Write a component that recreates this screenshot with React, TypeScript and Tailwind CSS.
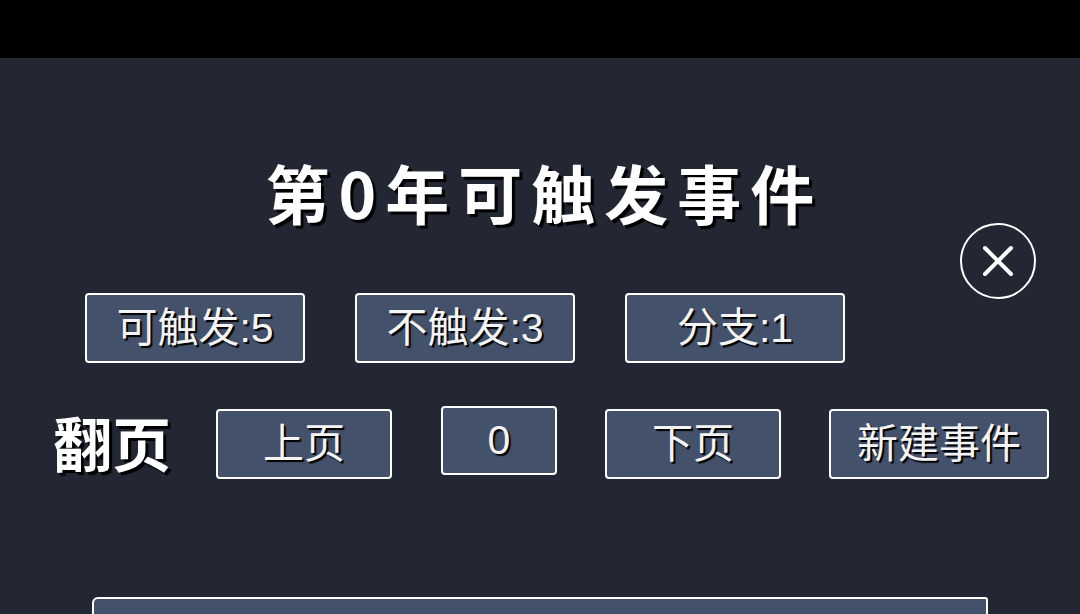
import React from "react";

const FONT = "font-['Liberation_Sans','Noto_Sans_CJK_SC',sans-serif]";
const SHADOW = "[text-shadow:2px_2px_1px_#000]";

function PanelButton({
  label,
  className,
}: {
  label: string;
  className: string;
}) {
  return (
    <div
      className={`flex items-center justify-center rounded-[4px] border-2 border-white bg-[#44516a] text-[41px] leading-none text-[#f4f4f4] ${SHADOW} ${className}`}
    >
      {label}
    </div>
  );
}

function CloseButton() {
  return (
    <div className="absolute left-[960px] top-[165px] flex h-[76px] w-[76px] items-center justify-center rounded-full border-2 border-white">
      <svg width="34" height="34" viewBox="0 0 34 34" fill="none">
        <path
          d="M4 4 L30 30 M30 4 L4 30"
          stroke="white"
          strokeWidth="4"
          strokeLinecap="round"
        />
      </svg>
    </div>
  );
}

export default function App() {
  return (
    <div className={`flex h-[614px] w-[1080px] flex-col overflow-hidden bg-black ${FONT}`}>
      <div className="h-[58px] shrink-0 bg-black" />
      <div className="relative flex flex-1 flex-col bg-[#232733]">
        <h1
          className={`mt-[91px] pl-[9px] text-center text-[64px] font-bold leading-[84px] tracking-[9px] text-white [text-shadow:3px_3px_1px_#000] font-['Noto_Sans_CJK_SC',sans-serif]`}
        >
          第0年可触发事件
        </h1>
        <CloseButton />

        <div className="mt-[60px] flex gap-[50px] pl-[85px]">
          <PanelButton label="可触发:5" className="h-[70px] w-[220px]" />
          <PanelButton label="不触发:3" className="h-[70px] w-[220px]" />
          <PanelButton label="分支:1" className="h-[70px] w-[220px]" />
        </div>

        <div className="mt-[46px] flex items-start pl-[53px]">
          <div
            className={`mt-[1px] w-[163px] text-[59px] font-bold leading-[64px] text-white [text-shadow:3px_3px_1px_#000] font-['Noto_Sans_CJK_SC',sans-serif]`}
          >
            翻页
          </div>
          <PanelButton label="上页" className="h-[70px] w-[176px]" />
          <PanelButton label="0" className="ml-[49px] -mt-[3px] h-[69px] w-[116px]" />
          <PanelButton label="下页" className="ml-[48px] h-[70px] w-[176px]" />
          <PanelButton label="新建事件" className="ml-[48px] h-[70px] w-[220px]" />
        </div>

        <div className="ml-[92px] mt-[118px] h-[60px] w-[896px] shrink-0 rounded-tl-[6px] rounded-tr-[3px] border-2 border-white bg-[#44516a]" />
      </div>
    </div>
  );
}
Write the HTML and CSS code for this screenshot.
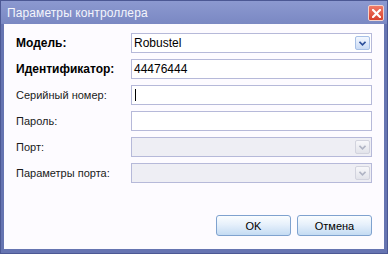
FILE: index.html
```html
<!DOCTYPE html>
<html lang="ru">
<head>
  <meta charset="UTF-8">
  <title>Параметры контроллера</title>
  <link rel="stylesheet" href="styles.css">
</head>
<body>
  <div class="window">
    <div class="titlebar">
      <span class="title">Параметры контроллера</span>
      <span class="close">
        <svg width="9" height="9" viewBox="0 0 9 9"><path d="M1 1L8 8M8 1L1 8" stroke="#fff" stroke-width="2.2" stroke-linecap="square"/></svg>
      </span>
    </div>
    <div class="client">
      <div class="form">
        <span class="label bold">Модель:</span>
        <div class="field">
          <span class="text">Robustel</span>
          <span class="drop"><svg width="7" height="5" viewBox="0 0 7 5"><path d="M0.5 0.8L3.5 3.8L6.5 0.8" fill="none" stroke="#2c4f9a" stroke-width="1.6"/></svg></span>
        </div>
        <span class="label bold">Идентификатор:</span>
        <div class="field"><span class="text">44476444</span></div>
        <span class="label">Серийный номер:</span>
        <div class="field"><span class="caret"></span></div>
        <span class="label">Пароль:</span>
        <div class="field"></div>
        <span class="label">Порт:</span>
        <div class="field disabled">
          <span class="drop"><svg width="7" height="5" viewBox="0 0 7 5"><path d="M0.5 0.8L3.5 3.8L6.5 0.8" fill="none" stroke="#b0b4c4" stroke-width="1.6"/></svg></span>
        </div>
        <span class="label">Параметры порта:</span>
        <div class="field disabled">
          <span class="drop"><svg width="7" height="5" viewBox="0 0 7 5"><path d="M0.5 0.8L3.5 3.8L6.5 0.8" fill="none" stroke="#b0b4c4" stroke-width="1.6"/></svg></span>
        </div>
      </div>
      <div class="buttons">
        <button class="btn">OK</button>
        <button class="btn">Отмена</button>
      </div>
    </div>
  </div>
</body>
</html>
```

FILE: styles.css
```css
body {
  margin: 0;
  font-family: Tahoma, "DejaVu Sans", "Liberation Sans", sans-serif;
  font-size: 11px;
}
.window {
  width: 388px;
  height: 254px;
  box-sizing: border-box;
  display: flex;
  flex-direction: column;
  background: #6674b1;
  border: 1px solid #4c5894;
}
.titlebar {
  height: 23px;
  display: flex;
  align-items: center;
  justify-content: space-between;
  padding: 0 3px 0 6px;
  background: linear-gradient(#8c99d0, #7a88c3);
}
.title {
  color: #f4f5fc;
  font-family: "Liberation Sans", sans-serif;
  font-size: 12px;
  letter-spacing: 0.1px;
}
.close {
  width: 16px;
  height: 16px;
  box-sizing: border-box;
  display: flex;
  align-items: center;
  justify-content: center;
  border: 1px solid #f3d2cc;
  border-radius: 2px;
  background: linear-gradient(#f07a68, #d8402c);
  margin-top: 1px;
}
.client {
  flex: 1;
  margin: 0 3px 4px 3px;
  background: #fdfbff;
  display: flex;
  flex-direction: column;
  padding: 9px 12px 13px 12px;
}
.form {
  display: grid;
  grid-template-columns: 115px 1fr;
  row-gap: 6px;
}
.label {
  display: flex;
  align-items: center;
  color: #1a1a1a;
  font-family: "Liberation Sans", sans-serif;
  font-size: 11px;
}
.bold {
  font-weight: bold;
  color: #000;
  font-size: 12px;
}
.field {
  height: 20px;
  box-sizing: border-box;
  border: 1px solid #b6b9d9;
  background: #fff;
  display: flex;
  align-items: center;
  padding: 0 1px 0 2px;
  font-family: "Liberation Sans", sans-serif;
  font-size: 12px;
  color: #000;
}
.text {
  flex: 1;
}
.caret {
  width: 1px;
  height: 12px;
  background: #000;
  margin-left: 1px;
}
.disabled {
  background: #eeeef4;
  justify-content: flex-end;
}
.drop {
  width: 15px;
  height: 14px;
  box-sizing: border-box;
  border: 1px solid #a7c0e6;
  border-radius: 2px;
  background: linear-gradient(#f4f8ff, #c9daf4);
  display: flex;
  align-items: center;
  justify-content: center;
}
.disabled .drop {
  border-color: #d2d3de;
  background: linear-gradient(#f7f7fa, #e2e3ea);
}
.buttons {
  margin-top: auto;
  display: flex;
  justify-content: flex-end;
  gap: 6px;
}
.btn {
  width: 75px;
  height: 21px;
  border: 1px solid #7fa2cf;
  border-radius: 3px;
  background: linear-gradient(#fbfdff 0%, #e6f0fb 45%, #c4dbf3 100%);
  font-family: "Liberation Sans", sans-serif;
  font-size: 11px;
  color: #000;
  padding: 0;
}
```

◇ ◇ ◇ ◇ ◇ ◇ ◇

TASK TO COMPLETE: Nothing in the entries above should change when they are printed again, except that the pictures are dropped.

THE ANSWER:
Write a component that recreates this screenshot with React, TypeScript and Tailwind CSS.
import React from "react";

const FONT = "font-['Liberation_Sans','Noto_Sans_CJK_SC',sans-serif]";
const SHADOW = "[text-shadow:2px_2px_1px_#000]";

function PanelButton({
  label,
  className,
}: {
  label: string;
  className: string;
}) {
  return (
    <div
      className={`flex items-center justify-center rounded-[4px] border-2 border-white bg-[#44516a] text-[41px] leading-none text-[#f4f4f4] ${SHADOW} ${className}`}
    >
      {label}
    </div>
  );
}

function CloseButton() {
  return (
    <div className="absolute left-[960px] top-[165px] flex h-[76px] w-[76px] items-center justify-center rounded-full border-2 border-white">
      <svg width="34" height="34" viewBox="0 0 34 34" fill="none">
        <path
          d="M4 4 L30 30 M30 4 L4 30"
          stroke="white"
          strokeWidth="4"
          strokeLinecap="round"
        />
      </svg>
    </div>
  );
}

export default function App() {
  return (
    <div className={`flex h-[614px] w-[1080px] flex-col overflow-hidden bg-black ${FONT}`}>
      <div className="h-[58px] shrink-0 bg-black" />
      <div className="relative flex flex-1 flex-col bg-[#232733]">
        <h1
          className={`mt-[91px] pl-[9px] text-center text-[64px] font-bold leading-[84px] tracking-[9px] text-white [text-shadow:3px_3px_1px_#000] font-['Noto_Sans_CJK_SC',sans-serif]`}
        >
          第0年可触发事件
        </h1>
        <CloseButton />

        <div className="mt-[60px] flex gap-[50px] pl-[85px]">
          <PanelButton label="可触发:5" className="h-[70px] w-[220px]" />
          <PanelButton label="不触发:3" className="h-[70px] w-[220px]" />
          <PanelButton label="分支:1" className="h-[70px] w-[220px]" />
        </div>

        <div className="mt-[46px] flex items-start pl-[53px]">
          <div
            className={`mt-[1px] w-[163px] text-[59px] font-bold leading-[64px] text-white [text-shadow:3px_3px_1px_#000] font-['Noto_Sans_CJK_SC',sans-serif]`}
          >
            翻页
          </div>
          <PanelButton label="上页" className="h-[70px] w-[176px]" />
          <PanelButton label="0" className="ml-[49px] -mt-[3px] h-[69px] w-[116px]" />
          <PanelButton label="下页" className="ml-[48px] h-[70px] w-[176px]" />
          <PanelButton label="新建事件" className="ml-[48px] h-[70px] w-[220px]" />
        </div>

        <div className="ml-[92px] mt-[118px] h-[60px] w-[896px] shrink-0 rounded-tl-[6px] rounded-tr-[3px] border-2 border-white bg-[#44516a]" />
      </div>
    </div>
  );
}
Write the HTML and CSS code for this screenshot.
FILE: index.html
```html
<!DOCTYPE html>
<html lang="ru">
<head>
  <meta charset="UTF-8">
  <title>Параметры контроллера</title>
  <link rel="stylesheet" href="styles.css">
</head>
<body>
  <div class="window">
    <div class="titlebar">
      <span class="title">Параметры контроллера</span>
      <span class="close">
        <svg width="9" height="9" viewBox="0 0 9 9"><path d="M1 1L8 8M8 1L1 8" stroke="#fff" stroke-width="2.2" stroke-linecap="square"/></svg>
      </span>
    </div>
    <div class="client">
      <div class="form">
        <span class="label bold">Модель:</span>
        <div class="field">
          <span class="text">Robustel</span>
          <span class="drop"><svg width="7" height="5" viewBox="0 0 7 5"><path d="M0.5 0.8L3.5 3.8L6.5 0.8" fill="none" stroke="#2c4f9a" stroke-width="1.6"/></svg></span>
        </div>
        <span class="label bold">Идентификатор:</span>
        <div class="field"><span class="text">44476444</span></div>
        <span class="label">Серийный номер:</span>
        <div class="field"><span class="caret"></span></div>
        <span class="label">Пароль:</span>
        <div class="field"></div>
        <span class="label">Порт:</span>
        <div class="field disabled">
          <span class="drop"><svg width="7" height="5" viewBox="0 0 7 5"><path d="M0.5 0.8L3.5 3.8L6.5 0.8" fill="none" stroke="#b0b4c4" stroke-width="1.6"/></svg></span>
        </div>
        <span class="label">Параметры порта:</span>
        <div class="field disabled">
          <span class="drop"><svg width="7" height="5" viewBox="0 0 7 5"><path d="M0.5 0.8L3.5 3.8L6.5 0.8" fill="none" stroke="#b0b4c4" stroke-width="1.6"/></svg></span>
        </div>
      </div>
      <div class="buttons">
        <button class="btn">OK</button>
        <button class="btn">Отмена</button>
      </div>
    </div>
  </div>
</body>
</html>
```

FILE: styles.css
```css
body {
  margin: 0;
  font-family: Tahoma, "DejaVu Sans", "Liberation Sans", sans-serif;
  font-size: 11px;
}
.window {
  width: 388px;
  height: 254px;
  box-sizing: border-box;
  display: flex;
  flex-direction: column;
  background: #6674b1;
  border: 1px solid #4c5894;
}
.titlebar {
  height: 23px;
  display: flex;
  align-items: center;
  justify-content: space-between;
  padding: 0 3px 0 6px;
  background: linear-gradient(#8c99d0, #7a88c3);
}
.title {
  color: #f4f5fc;
  font-family: "Liberation Sans", sans-serif;
  font-size: 12px;
  letter-spacing: 0.1px;
}
.close {
  width: 16px;
  height: 16px;
  box-sizing: border-box;
  display: flex;
  align-items: center;
  justify-content: center;
  border: 1px solid #f3d2cc;
  border-radius: 2px;
  background: linear-gradient(#f07a68, #d8402c);
  margin-top: 1px;
}
.client {
  flex: 1;
  margin: 0 3px 4px 3px;
  background: #fdfbff;
  display: flex;
  flex-direction: column;
  padding: 9px 12px 13px 12px;
}
.form {
  display: grid;
  grid-template-columns: 115px 1fr;
  row-gap: 6px;
}
.label {
  display: flex;
  align-items: center;
  color: #1a1a1a;
  font-family: "Liberation Sans", sans-serif;
  font-size: 11px;
}
.bold {
  font-weight: bold;
  color: #000;
  font-size: 12px;
}
.field {
  height: 20px;
  box-sizing: border-box;
  border: 1px solid #b6b9d9;
  background: #fff;
  display: flex;
  align-items: center;
  padding: 0 1px 0 2px;
  font-family: "Liberation Sans", sans-serif;
  font-size: 12px;
  color: #000;
}
.text {
  flex: 1;
}
.caret {
  width: 1px;
  height: 12px;
  background: #000;
  margin-left: 1px;
}
.disabled {
  background: #eeeef4;
  justify-content: flex-end;
}
.drop {
  width: 15px;
  height: 14px;
  box-sizing: border-box;
  border: 1px solid #a7c0e6;
  border-radius: 2px;
  background: linear-gradient(#f4f8ff, #c9daf4);
  display: flex;
  align-items: center;
  justify-content: center;
}
.disabled .drop {
  border-color: #d2d3de;
  background: linear-gradient(#f7f7fa, #e2e3ea);
}
.buttons {
  margin-top: auto;
  display: flex;
  justify-content: flex-end;
  gap: 6px;
}
.btn {
  width: 75px;
  height: 21px;
  border: 1px solid #7fa2cf;
  border-radius: 3px;
  background: linear-gradient(#fbfdff 0%, #e6f0fb 45%, #c4dbf3 100%);
  font-family: "Liberation Sans", sans-serif;
  font-size: 11px;
  color: #000;
  padding: 0;
}
```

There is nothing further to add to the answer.